My name is Marga Buenaventura, and I am not a feminist.
This isn’t easy to admit. When I “came out” to my friends about this stance a few months ago, I was met with confusion and bewilderment. How could I not be a feminist, they would ask me. Do I not believe in gender equality? Do I hate women? I knew they were questioning my beliefs, and I also knew I had something worth saying. But I was outnumbered, so I chose to shut up about it instead. These are people who have known me for years, what more millions of strangers?
Some might say that non-feminists are uneducated, misinformed, and disillusioned by stereotypes. Popular culture shows us how many female celebrities and personalities have been maligned for renouncing feminist principles. Last year, Shailene Woodley came under fire for saying that she’s not a feminist “because [she] loves men.” There are many other examples of famous women who are strong and independent, but think that feminism removes them from that position of power for various reasons—reasons that can sometimes stem from ignorance.

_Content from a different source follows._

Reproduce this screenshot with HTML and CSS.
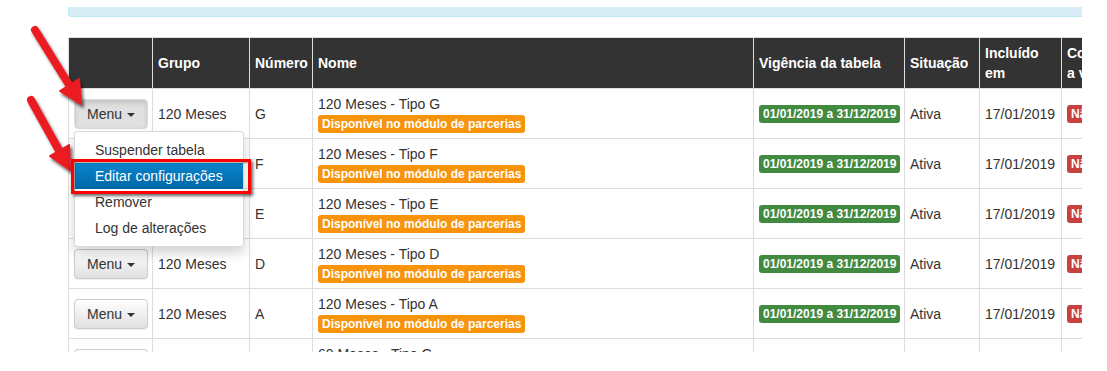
FILE: index.html
```html
<!DOCTYPE html>
<html lang="pt-BR">
  <head>
    <meta charset="UTF-8" />
    <meta name="viewport" content="width=device-width, initial-scale=1.0" />
    <title>Tabelas</title>
    <link rel="stylesheet" href="styles.css">
  </head>
  <body>
    <div class="frame">
      <div class="alert-info"></div>

      <table class="grid">
        <colgroup>
          <col class="c-menu" />
          <col class="c-grupo" />
          <col class="c-num" />
          <col class="c-nome" />
          <col class="c-vig" />
          <col class="c-sit" />
          <col class="c-inc" />
          <col class="c-last" />
        </colgroup>
        <thead>
          <tr>
            <th></th>
            <th>Grupo</th>
            <th>Número</th>
            <th>Nome</th>
            <th>Vigência da tabela</th>
            <th>Situação</th>
            <th>Incluído em</th>
            <th>Cobrança a vista</th>
          </tr>
        </thead>
        <tbody>
          <tr>
            <td>
              <div class="btn-group open">
                <button class="btn">Menu <span class="caret"></span></button>
                <ul class="dropdown">
                  <li>Suspender tabela</li>
                  <li class="active">Editar configurações<span class="mark"></span></li>
                  <li>Remover</li>
                  <li>Log de alterações</li>
                </ul>
              </div>
            </td>
            <td>120 Meses</td>
            <td>G</td>
            <td><div>120 Meses - Tipo G</div><span class="tag tag-orange">Disponível no módulo de parcerias</span></td>
            <td><span class="tag tag-green">01/01/2019 a 31/12/2019</span></td>
            <td>Ativa</td>
            <td>17/01/2019</td>
            <td><span class="tag tag-red">Não</span></td>
          </tr>
          <tr>
            <td><button class="btn">Menu <span class="caret"></span></button></td>
            <td>120 Meses</td>
            <td>F</td>
            <td><div>120 Meses - Tipo F</div><span class="tag tag-orange">Disponível no módulo de parcerias</span></td>
            <td><span class="tag tag-green">01/01/2019 a 31/12/2019</span></td>
            <td>Ativa</td>
            <td>17/01/2019</td>
            <td><span class="tag tag-red">Não</span></td>
          </tr>
          <tr>
            <td><button class="btn">Menu <span class="caret"></span></button></td>
            <td>120 Meses</td>
            <td>E</td>
            <td><div>120 Meses - Tipo E</div><span class="tag tag-orange">Disponível no módulo de parcerias</span></td>
            <td><span class="tag tag-green">01/01/2019 a 31/12/2019</span></td>
            <td>Ativa</td>
            <td>17/01/2019</td>
            <td><span class="tag tag-red">Não</span></td>
          </tr>
          <tr>
            <td><button class="btn">Menu <span class="caret"></span></button></td>
            <td>120 Meses</td>
            <td>D</td>
            <td><div>120 Meses - Tipo D</div><span class="tag tag-orange">Disponível no módulo de parcerias</span></td>
            <td><span class="tag tag-green">01/01/2019 a 31/12/2019</span></td>
            <td>Ativa</td>
            <td>17/01/2019</td>
            <td><span class="tag tag-red">Não</span></td>
          </tr>
          <tr>
            <td><button class="btn">Menu <span class="caret"></span></button></td>
            <td>120 Meses</td>
            <td>A</td>
            <td><div>120 Meses - Tipo A</div><span class="tag tag-orange">Disponível no módulo de parcerias</span></td>
            <td><span class="tag tag-green">01/01/2019 a 31/12/2019</span></td>
            <td>Ativa</td>
            <td>17/01/2019</td>
            <td><span class="tag tag-red">Não</span></td>
          </tr>
          <tr>
            <td><button class="btn">Menu <span class="caret"></span></button></td>
            <td>60 Meses</td>
            <td>G</td>
            <td><div>60 Meses - Tipo G</div><span class="tag tag-orange">Disponível no módulo de parcerias</span></td>
            <td><span class="tag tag-green">01/01/2019 a 31/12/2019</span></td>
            <td>Ativa</td>
            <td>17/01/2019</td>
            <td><span class="tag tag-red">Não</span></td>
          </tr>
        </tbody>
      </table>
    </div>

    <!-- annotation arrows -->
    <svg class="arrows" width="130" height="200" viewBox="0 0 130 200">
      <defs>
        <filter id="shade" x="-40%" y="-40%" width="180%" height="180%">
          <feDropShadow dx="2" dy="3" stdDeviation="1.6" flood-color="#000" flood-opacity="0.6" />
        </filter>
      </defs>
      <g filter="url(#shade)" fill="#ea1c24" stroke="#ea1c24" stroke-linejoin="round">
        <line x1="35" y1="30" x2="71" y2="88" stroke-width="8" stroke-linecap="round" />
        <polygon points="81,104 60,91 79,79" stroke-width="2" />
        <line x1="31" y1="100" x2="61" y2="154" stroke-width="8" stroke-linecap="round" />
        <polygon points="70,170 50,156 69,145" stroke-width="2" />
      </g>
    </svg>
  </body>
</html>
```

FILE: styles.css
```css
body {
  margin: 0;
  position: relative;
  font-family: "Liberation Sans", Arial, sans-serif;
  font-size: 14px;
  line-height: 20px;
  color: #333;
  background-color: #fff;
}
.frame {
  margin-left: 68px;
  width: 1014px;
  height: 352px;
  overflow: hidden;
}
.alert-info {
  height: 9px;
  margin: 7px -20px 20px 0;
  background-color: #d9edf7;
  border: 1px solid #bce8f1;
  border-top: none;
  border-radius: 0 0 4px 4px;
}
.grid {
  table-layout: fixed;
  width: 1063px;
  border-collapse: collapse;
}
.c-menu { width: 84px; }
.c-grupo { width: 97px; }
.c-num { width: 63px; }
.c-nome { width: 441px; }
.c-vig { width: 151px; }
.c-sit { width: 75px; }
.c-inc { width: 82px; }
.c-last { width: 70px; }
.grid th,
.grid td {
  border: 1px solid #ddd;
  padding: 5px;
  text-align: left;
  vertical-align: middle;
}
.grid th {
  background-color: #333;
  color: #fff;
  font-weight: bold;
  height: 39px;
}
.grid td {
  padding-bottom: 4px;
}
.btn-group {
  position: relative;
  display: inline-block;
}
.btn {
  font-family: inherit;
  font-size: 14px;
  line-height: 20px;
  color: #333;
  padding: 4px 12px;
  border: 1px solid #ccc;
  border-radius: 4px;
  background-image: linear-gradient(#fff, #e0e0e0);
  box-shadow: inset 0 1px 0 rgba(255, 255, 255, 0.15), 0 1px 1px rgba(0, 0, 0, 0.075);
  white-space: nowrap;
  vertical-align: middle;
  cursor: pointer;
}
.open .btn {
  background-image: none;
  background-color: #e0e0e0;
  border-color: #dbdbdb;
  box-shadow: inset 0 3px 5px rgba(0, 0, 0, 0.125);
}
.caret {
  display: inline-block;
  width: 0;
  height: 0;
  margin-left: 1px;
  vertical-align: middle;
  border-top: 4px solid #333;
  border-left: 4px solid transparent;
  border-right: 4px solid transparent;
}
.dropdown {
  position: absolute;
  top: 100%;
  left: 0;
  z-index: 5;
  margin: 2px 0 0;
  padding: 5px 0;
  list-style: none;
  background-color: #fff;
  border: 1px solid rgba(0, 0, 0, 0.15);
  border-radius: 4px;
  box-shadow: 0 6px 12px rgba(0, 0, 0, 0.175);
  white-space: nowrap;
}
.dropdown li {
  position: relative;
  padding: 3px 20px;
  color: #333;
}
.dropdown li.active {
  color: #fff;
  background-image: linear-gradient(#0a84cb, #0067a6);
}
.mark {
  position: absolute;
  left: -4px;
  right: -8px;
  top: -4px;
  bottom: -5px;
  border: 3px solid #f00;
  box-shadow: 2px 2px 3px rgba(0, 0, 0, 0.6), inset 1px 1px 2px rgba(0, 0, 0, 0.4);
}
.tag {
  display: inline-block;
  vertical-align: top;
  margin-top: 1px;
  font-size: 12px;
  font-weight: bold;
  line-height: 12px;
  padding: 3px 4px;
  color: #fff;
  border-radius: 3px;
  white-space: nowrap;
}
.tag-orange {
  background-color: #f7940b;
}
.tag-green {
  background-color: #418a3f;
}
.tag-red {
  background-color: #c9413f;
}
.arrows {
  position: absolute;
  top: 0;
  left: 0;
  pointer-events: none;
}
```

These days, I’m more confident about speaking about the matter. I have done my research and reflected on it extensively, so now I’m more comfortable with saying that I’m indeed not a feminist. My politics and beliefs might say so, but I choose not to label myself as one. Naturally, anyone would say that I am simply speaking out -given the advantages I am afforded as an educated, middle class woman. I never had to toil and sacrifice things in order to gain opportunities in life. I am part of a system that supports my life choices and cushions me, should I ever falter.
They might be right.
My dislike of the feminist label makes me sound ungrateful. It makes me sound privileged. “If you were born in the 18th century, would you have been a feminist?” a colleague asked me. I probably would have. The early movements of feminism are important: the first cries for suffrage and reproductive rights have shaped human history forever. I don’t discount the efforts of these women. I’m not belittling their struggles. I’m not against feminism in theory, from the mainstream definition to the more specific ones that mesh with other political theories. I have nothing against feminists themselves.
What I am against are labels, because I don’t want to be bogged down by the practices of people who call themselves feminists but may not be acting in the spirit of the movement. Feminism was never intended to be divisive, but it can be and continues to be so, in the same way that most organized religions are flanked by extremists on either end of the spectrum. Gender equality is not a trademark feminist concept—one can advocate for reproductive rights and universal education without being called anything. And when feminists demand that supporting gender rights is exclusive to them—as though it were a badge to be earned—I am irked by the need to be part of a squad just to validate my own beliefs.
And perhaps what disappoints me most about feminism is how some feminists have used it as a lens to focus on women and their bodies alone, in a very 2D way. We are more than just boobs and ovaries; women are also distinguished by sexual orientation, by class, by race, and by financial situations. By sweeping these ideas under the rug, by saying that these will all eventually come together under the huge umbrella of feminism, does a great disservice to every lesbian, transsexual, Muslim, Mormon, Catholic, disabled or poor woman out there.
We are so angered by the gender gap between men and women that we forget all about the invisible lines that set women apart, in small but very important ways. We want women to be strong, but we see Muslim women in hijabs who religiously obey their husbands as oppressed. We want women to know that they are beautiful and smart, but we don’t want transsexuals joining the Ms. Universe pageant. We want women to be in control of their bodies, but we judge poor women for having “too many children.” We abhor rape culture, yet discussions on rape still criticize the victim. We encourage being liberated, but a woman who sleeps with multiple men might still be called a slut. We want work environments that are free of harassment, but we sneer at sex workers instead of pushing for laws that would protect their wellbeing.
Many of us are guilty of these thoughts. They make us uncomfortable, because it means that feminism exists comfortably with behavior that oppresses women.
I’m not saying that rejecting the feminist label would solve these problems. In fact, it would be easier for me to simply join the feminist cause, and perhaps aim to become a better feminist instead. If you can’t beat ‘em, might as well join ‘em. But isn’t that what feminism wants to defeat, ideas that divide individuals and suppress dissent? I see my stance as a proverbial picket sign, to point out the need to acknowledge practices within the movement that needs to be examined.
I respect feminism, and am grateful for all that it has done to give me the right to say these things in a newspaper. But I feel that it is time to move forward. One day, I want to exist in a world that no longer espouses these ideas out of a political movement. I want to grow up in a world where we are kinder to each other and believe in ourselves simply because we do. We are good people, aren’t we? That’s not feminism. That’s just humanity.